(Records from a data collection)
--------------------------------
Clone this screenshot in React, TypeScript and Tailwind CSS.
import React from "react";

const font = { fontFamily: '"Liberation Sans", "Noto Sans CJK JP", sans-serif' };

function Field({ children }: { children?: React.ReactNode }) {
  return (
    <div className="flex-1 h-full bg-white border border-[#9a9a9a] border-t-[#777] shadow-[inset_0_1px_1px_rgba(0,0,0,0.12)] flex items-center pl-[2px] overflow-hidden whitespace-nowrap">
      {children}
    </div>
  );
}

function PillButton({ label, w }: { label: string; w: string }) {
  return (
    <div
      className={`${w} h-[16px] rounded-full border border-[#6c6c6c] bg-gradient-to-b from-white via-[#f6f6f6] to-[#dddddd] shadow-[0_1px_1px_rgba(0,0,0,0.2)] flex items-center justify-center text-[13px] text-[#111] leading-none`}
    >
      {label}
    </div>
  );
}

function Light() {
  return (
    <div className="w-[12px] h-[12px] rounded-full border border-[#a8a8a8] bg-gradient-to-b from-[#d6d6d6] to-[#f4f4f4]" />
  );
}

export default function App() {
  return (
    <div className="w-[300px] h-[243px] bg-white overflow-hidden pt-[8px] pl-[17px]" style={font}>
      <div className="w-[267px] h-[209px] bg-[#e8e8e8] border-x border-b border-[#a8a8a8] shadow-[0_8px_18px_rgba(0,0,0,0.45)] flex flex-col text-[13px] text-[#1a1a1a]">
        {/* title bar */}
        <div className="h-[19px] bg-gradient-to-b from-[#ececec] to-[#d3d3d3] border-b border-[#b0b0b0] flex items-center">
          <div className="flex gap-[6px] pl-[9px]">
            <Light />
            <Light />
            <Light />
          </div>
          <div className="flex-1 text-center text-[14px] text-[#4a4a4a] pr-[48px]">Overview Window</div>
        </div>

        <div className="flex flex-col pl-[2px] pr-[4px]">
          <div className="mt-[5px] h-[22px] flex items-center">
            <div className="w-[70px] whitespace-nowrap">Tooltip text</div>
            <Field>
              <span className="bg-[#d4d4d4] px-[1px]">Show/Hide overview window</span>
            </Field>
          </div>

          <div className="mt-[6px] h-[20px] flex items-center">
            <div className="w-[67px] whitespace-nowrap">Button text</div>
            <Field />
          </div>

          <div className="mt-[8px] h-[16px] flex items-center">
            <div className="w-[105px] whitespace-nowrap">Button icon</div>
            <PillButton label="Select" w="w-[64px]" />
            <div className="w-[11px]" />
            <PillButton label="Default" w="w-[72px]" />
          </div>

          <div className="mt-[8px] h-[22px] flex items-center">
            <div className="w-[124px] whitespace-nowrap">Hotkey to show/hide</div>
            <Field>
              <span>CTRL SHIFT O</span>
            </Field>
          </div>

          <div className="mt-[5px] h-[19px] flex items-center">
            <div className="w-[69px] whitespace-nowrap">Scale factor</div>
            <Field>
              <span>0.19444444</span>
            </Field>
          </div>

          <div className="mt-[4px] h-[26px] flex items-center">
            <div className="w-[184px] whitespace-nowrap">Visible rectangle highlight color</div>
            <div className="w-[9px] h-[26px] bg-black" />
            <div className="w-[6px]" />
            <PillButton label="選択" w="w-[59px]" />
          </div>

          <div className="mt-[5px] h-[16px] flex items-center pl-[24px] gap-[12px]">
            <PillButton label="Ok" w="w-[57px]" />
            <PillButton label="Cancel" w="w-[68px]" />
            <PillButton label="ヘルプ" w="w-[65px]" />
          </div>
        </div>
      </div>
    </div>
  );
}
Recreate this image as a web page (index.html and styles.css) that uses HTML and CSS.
--------------------------------
§ **What to produce**:
All of the entries need to be reproduced exactly; please write them out.

§ **Solution below**:
Clone this screenshot in React, TypeScript and Tailwind CSS.
import React from "react";

const font = { fontFamily: '"Liberation Sans", "Noto Sans CJK JP", sans-serif' };

function Field({ children }: { children?: React.ReactNode }) {
  return (
    <div className="flex-1 h-full bg-white border border-[#9a9a9a] border-t-[#777] shadow-[inset_0_1px_1px_rgba(0,0,0,0.12)] flex items-center pl-[2px] overflow-hidden whitespace-nowrap">
      {children}
    </div>
  );
}

function PillButton({ label, w }: { label: string; w: string }) {
  return (
    <div
      className={`${w} h-[16px] rounded-full border border-[#6c6c6c] bg-gradient-to-b from-white via-[#f6f6f6] to-[#dddddd] shadow-[0_1px_1px_rgba(0,0,0,0.2)] flex items-center justify-center text-[13px] text-[#111] leading-none`}
    >
      {label}
    </div>
  );
}

function Light() {
  return (
    <div className="w-[12px] h-[12px] rounded-full border border-[#a8a8a8] bg-gradient-to-b from-[#d6d6d6] to-[#f4f4f4]" />
  );
}

export default function App() {
  return (
    <div className="w-[300px] h-[243px] bg-white overflow-hidden pt-[8px] pl-[17px]" style={font}>
      <div className="w-[267px] h-[209px] bg-[#e8e8e8] border-x border-b border-[#a8a8a8] shadow-[0_8px_18px_rgba(0,0,0,0.45)] flex flex-col text-[13px] text-[#1a1a1a]">
        {/* title bar */}
        <div className="h-[19px] bg-gradient-to-b from-[#ececec] to-[#d3d3d3] border-b border-[#b0b0b0] flex items-center">
          <div className="flex gap-[6px] pl-[9px]">
            <Light />
            <Light />
            <Light />
          </div>
          <div className="flex-1 text-center text-[14px] text-[#4a4a4a] pr-[48px]">Overview Window</div>
        </div>

        <div className="flex flex-col pl-[2px] pr-[4px]">
          <div className="mt-[5px] h-[22px] flex items-center">
            <div className="w-[70px] whitespace-nowrap">Tooltip text</div>
            <Field>
              <span className="bg-[#d4d4d4] px-[1px]">Show/Hide overview window</span>
            </Field>
          </div>

          <div className="mt-[6px] h-[20px] flex items-center">
            <div className="w-[67px] whitespace-nowrap">Button text</div>
            <Field />
          </div>

          <div className="mt-[8px] h-[16px] flex items-center">
            <div className="w-[105px] whitespace-nowrap">Button icon</div>
            <PillButton label="Select" w="w-[64px]" />
            <div className="w-[11px]" />
            <PillButton label="Default" w="w-[72px]" />
          </div>

          <div className="mt-[8px] h-[22px] flex items-center">
            <div className="w-[124px] whitespace-nowrap">Hotkey to show/hide</div>
            <Field>
              <span>CTRL SHIFT O</span>
            </Field>
          </div>

          <div className="mt-[5px] h-[19px] flex items-center">
            <div className="w-[69px] whitespace-nowrap">Scale factor</div>
            <Field>
              <span>0.19444444</span>
            </Field>
          </div>

          <div className="mt-[4px] h-[26px] flex items-center">
            <div className="w-[184px] whitespace-nowrap">Visible rectangle highlight color</div>
            <div className="w-[9px] h-[26px] bg-black" />
            <div className="w-[6px]" />
            <PillButton label="選択" w="w-[59px]" />
          </div>

          <div className="mt-[5px] h-[16px] flex items-center pl-[24px] gap-[12px]">
            <PillButton label="Ok" w="w-[57px]" />
            <PillButton label="Cancel" w="w-[68px]" />
            <PillButton label="ヘルプ" w="w-[65px]" />
          </div>
        </div>
      </div>
    </div>
  );
}
Recreate this image as a web page (index.html and styles.css) that uses HTML and CSS.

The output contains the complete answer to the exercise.